__What the exercise asks__: Copy every line of the records below where the word "React" occurs.

__Given entries__:
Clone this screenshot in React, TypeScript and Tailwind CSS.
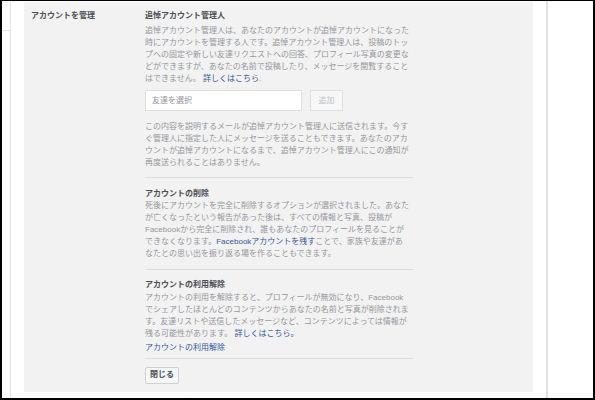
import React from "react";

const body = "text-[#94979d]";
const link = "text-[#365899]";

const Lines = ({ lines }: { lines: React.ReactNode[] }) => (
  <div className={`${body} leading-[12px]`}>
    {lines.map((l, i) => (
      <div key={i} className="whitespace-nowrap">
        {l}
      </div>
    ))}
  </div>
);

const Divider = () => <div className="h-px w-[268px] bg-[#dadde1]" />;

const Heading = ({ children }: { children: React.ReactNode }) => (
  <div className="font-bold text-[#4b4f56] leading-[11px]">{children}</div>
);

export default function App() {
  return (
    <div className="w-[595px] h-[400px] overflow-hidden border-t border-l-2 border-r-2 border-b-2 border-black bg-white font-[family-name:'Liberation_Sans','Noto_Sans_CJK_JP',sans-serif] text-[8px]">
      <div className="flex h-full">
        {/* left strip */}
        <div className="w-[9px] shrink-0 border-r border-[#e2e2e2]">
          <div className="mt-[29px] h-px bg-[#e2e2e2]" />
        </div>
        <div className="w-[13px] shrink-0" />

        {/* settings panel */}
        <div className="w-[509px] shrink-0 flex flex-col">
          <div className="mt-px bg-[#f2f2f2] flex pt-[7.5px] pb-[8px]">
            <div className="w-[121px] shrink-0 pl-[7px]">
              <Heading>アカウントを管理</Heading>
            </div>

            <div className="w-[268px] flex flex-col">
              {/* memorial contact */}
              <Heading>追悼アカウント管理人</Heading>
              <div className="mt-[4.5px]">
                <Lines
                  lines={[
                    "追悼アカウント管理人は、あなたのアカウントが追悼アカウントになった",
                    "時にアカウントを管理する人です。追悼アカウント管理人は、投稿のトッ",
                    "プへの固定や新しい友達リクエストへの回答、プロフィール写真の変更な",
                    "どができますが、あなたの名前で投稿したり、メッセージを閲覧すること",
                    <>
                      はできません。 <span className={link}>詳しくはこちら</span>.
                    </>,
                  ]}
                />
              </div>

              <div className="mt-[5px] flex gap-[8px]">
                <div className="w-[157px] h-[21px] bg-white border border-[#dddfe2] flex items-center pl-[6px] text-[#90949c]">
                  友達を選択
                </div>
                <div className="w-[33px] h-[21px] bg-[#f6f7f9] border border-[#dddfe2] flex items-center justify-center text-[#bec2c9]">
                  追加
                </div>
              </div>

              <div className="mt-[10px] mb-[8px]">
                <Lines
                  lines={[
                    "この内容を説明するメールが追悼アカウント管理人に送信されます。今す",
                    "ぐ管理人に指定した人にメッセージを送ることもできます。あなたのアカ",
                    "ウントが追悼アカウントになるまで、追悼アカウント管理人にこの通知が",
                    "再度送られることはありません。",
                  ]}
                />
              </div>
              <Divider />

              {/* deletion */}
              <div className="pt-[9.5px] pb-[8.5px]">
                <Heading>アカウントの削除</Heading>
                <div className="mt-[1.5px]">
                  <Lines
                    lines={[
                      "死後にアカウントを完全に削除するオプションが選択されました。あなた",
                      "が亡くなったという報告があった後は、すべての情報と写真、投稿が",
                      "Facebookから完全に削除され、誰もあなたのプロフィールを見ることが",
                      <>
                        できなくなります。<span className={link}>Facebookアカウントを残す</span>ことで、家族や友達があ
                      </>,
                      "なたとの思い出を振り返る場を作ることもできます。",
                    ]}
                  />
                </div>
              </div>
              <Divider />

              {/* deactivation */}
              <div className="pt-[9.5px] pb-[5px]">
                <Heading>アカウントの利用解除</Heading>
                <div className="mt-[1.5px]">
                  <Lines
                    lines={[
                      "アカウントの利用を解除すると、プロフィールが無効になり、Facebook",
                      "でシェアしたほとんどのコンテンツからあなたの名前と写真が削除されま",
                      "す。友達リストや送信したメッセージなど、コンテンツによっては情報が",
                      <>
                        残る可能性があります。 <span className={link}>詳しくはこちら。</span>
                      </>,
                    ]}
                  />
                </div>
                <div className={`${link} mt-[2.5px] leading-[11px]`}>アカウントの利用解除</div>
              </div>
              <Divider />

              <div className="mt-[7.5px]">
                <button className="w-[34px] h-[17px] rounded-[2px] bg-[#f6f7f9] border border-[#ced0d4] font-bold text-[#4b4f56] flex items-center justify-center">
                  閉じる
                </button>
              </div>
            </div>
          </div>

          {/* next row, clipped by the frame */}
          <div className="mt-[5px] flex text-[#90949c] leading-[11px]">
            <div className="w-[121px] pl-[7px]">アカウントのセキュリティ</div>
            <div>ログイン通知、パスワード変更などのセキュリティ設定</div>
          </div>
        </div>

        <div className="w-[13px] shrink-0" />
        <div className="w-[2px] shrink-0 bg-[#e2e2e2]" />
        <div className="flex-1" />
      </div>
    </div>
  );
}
--
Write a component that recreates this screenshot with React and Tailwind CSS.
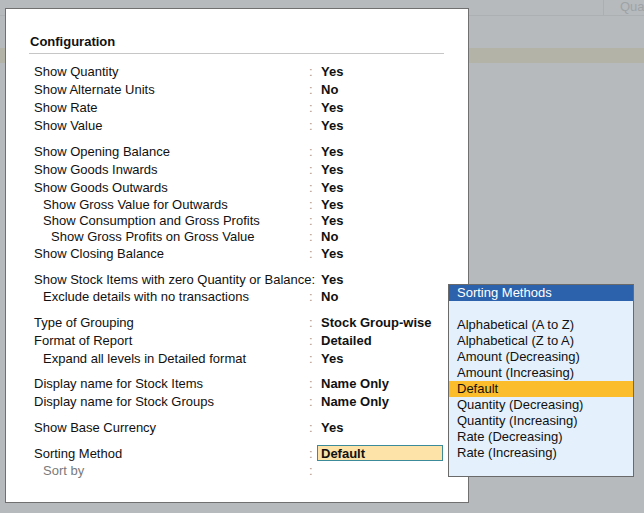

__The reply__:
Clone this screenshot in React, TypeScript and Tailwind CSS.
import React from "react";
const Lines = ({ lines }: { lines: React.ReactNode[] }) => (
const Heading = ({ children }: { children: React.ReactNode }) => (
Write a component that recreates this screenshot with React and Tailwind CSS.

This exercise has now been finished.